Strategies the partnership developed to close the income gap included creating access to good jobs, with a particular focus on improving health-care and related jobs that can’t be replaced by robots, ensuring that where people live doesn’t determine their economic future, and providing support that empowers lower-income families and gives them dignity.
The other keynote speaker, Brent Orrell, a resident fellow at the American Enterprise Institute, talked about training as a way to close the gap, but said that public support for skills training is fragile.
“The public wants to see people trying – the boot-strap ethic – to sustain additional investment in job training,” Orrell said.
Orrell cited a 2018 Harvard University study that found that 64 percent of people who graduate from college with degrees in science, technology, engineering or math, the so-called “STEM” fields, leave their STEM occupation within 10 years.
“That’s a big problem,” he added. “That’s a massive brain-drain going on.”
Although these workers often start at higher wages than their peers, that pay tends to plateau, and they have fewer promotion opportunities. At the same time, technology is changing so rapidly that younger workers may have more up-to-date skills.

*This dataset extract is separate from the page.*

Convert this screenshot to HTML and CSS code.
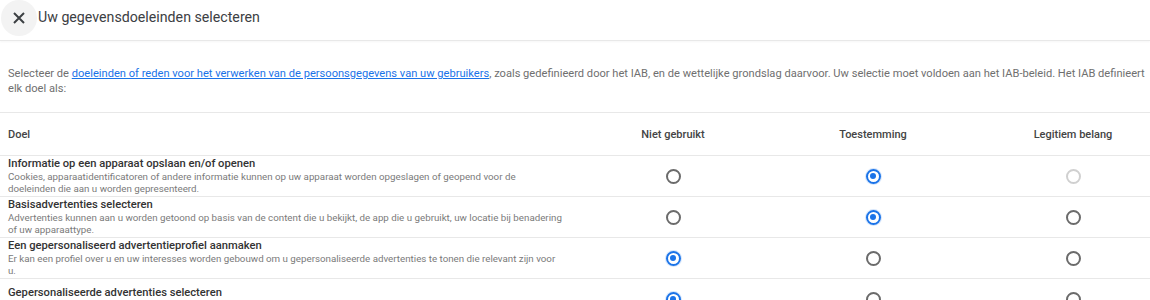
FILE: index.html
```html
<!DOCTYPE html>
<html lang="nl">
<head>
<meta charset="utf-8">
<link rel="stylesheet" href="styles.css">
</head>
<body>
<header class="topbar">
  <button class="close" aria-label="Sluiten">
    <svg width="14" height="14" viewBox="0 0 14 14"><path d="M2 2 L12 12 M12 2 L2 12" stroke="#3c4043" stroke-width="2" fill="none"/></svg>
  </button>
  <h1 class="title">Uw gegevensdoeleinden selecteren</h1>
</header>
<p class="intro">Selecteer de <a href="#">doeleinden of reden voor het verwerken van de persoonsgegevens van uw gebruikers</a>, zoals gedefinieerd door het IAB, en de wettelijke grondslag daarvoor. Uw selectie moet voldoen aan het IAB-beleid. Het IAB definieert elk doel als:</p>
<div class="table">
  <div class="row head">
    <div class="cell purpose">Doel</div>
    <div class="cell col">Niet gebruikt</div>
    <div class="cell col">Toestemming</div>
    <div class="cell col">Legitiem belang</div>
  </div>
  <div class="row">
    <div class="cell purpose">
      <div class="ptitle">Informatie op een apparaat opslaan en/of openen</div>
      <div class="pdesc">Cookies, apparaatidentificatoren of andere informatie kunnen op uw apparaat worden opgeslagen of geopend voor de doeleinden die aan u worden gepresenteerd.</div>
    </div>
    <div class="cell col"><span class="radio"></span></div>
    <div class="cell col"><span class="radio on"></span></div>
    <div class="cell col"><span class="radio off"></span></div>
  </div>
  <div class="row">
    <div class="cell purpose">
      <div class="ptitle">Basisadvertenties selecteren</div>
      <div class="pdesc">Advertenties kunnen aan u worden getoond op basis van de content die u bekijkt, de app die u gebruikt, uw locatie bij benadering of uw apparaattype.</div>
    </div>
    <div class="cell col"><span class="radio"></span></div>
    <div class="cell col"><span class="radio on"></span></div>
    <div class="cell col"><span class="radio"></span></div>
  </div>
  <div class="row">
    <div class="cell purpose">
      <div class="ptitle">Een gepersonaliseerd advertentieprofiel aanmaken</div>
      <div class="pdesc">Er kan een profiel over u en uw interesses worden gebouwd om u gepersonaliseerde advertenties te tonen die relevant zijn voor u.</div>
    </div>
    <div class="cell col"><span class="radio on"></span></div>
    <div class="cell col"><span class="radio"></span></div>
    <div class="cell col"><span class="radio"></span></div>
  </div>
  <div class="row">
    <div class="cell purpose">
      <div class="ptitle">Gepersonaliseerde advertenties selecteren</div>
      <div class="pdesc">Gepersonaliseerde advertenties kunnen aan u worden getoond op basis van een profiel over u.</div>
    </div>
    <div class="cell col"><span class="radio on"></span></div>
    <div class="cell col"><span class="radio"></span></div>
    <div class="cell col"><span class="radio"></span></div>
  </div>
</div>
</body>
</html>
```
FILE: styles.css
```css
html, body {
  margin: 0;
  padding: 0;
  background: #fff;
  overflow: hidden;
  font-family: Roboto, "Liberation Sans", Arial, sans-serif;
  color: #3c4043;
}
body {
  width: 1150px;
  height: 300px;
}
.topbar {
  display: flex;
  align-items: center;
  height: 40px;
  border-bottom: 1px solid #e8e8e8;
  box-shadow: 0 1px 2px rgba(0,0,0,0.04);
}
.close {
  width: 36px;
  height: 36px;
  margin-left: 1px;
  margin-top: -4px;
  border: 0;
  border-radius: 50%;
  background: #f3f3f3;
  display: flex;
  align-items: center;
  justify-content: center;
  padding: 0;
}
.title {
  margin: -6px 0 0 1px;
  font-size: 14.2px;
  font-weight: 400;
  color: #3c4043;
}
.intro {
  margin: 25px 0 0 0;
  padding: 0 0 15px 8px;
  font-size: 11.12px;
  line-height: 15px;
  color: #6f6f6f;
  height: 31px;
  border-bottom: 1px solid #e8e8e8;
}
.intro a {
  color: #1a73e8;
  text-decoration: underline;
}
.table {
  width: 1174px;
}
.row {
  display: grid;
  grid-template-columns: 573px 200px 200px 200px;
  border-bottom: 1px solid #e8e8e8;
  height: 40px;
}
.row.head {
  height: 42px;
  font-size: 11px;
  font-weight: 500;
  color: #444;
}
.cell {
  display: flex;
  align-items: center;
}
.purpose {
  padding-left: 8px;
  flex-direction: column;
  align-items: flex-start;
  justify-content: center;
}
.col {
  justify-content: center;
}
.ptitle {
  font-size: 11.2px;
  font-weight: 500;
  line-height: 14px;
  color: #333;
}
.pdesc {
  width: 556px;
  font-size: 9.75px;
  line-height: 12px;
  color: #7a7a7a;
}
.radio {
  width: 11px;
  height: 11px;
  border: 2px solid #6b6b6b;
  border-radius: 50%;
  box-sizing: content-box;
  position: relative;
}
.radio.on {
  border-color: #1a73e8;
  box-shadow: 0 0 0 1px rgba(26,115,232,0.18);
}
.radio.on::after {
  content: "";
  position: absolute;
  left: 2.5px;
  top: 2.5px;
  width: 6px;
  height: 6px;
  border-radius: 50%;
  background: #1a73e8;
}
.radio.off {
  border-color: #d0d0d0;
}
```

The “technology talent pipeline” was the subject of a panel discussion moderated by Bobbie Kilberg, president and CEO of the Northern Virginia Technology Council. During that session, Steve Partridge, vice president of workforce and economic development for Northern Virginia Community College, talked about NVCC’s efforts to help high schools develop career pathways leading toward jobs in information technology. He noted that 40,000 IT jobs go unfilled every year in the region.
“If we want the jobs to continue in Northern Virginia, we have to be more proactive,” Partridge said. “We need to get people into the job market faster, make them work-ready in months, not years.”
In addition to the Community Foundation, the event was presented by the Northern Virginia Chamber of Commerce, the Northern Virginia Technology Council and the Northern Virginia Regional Commission.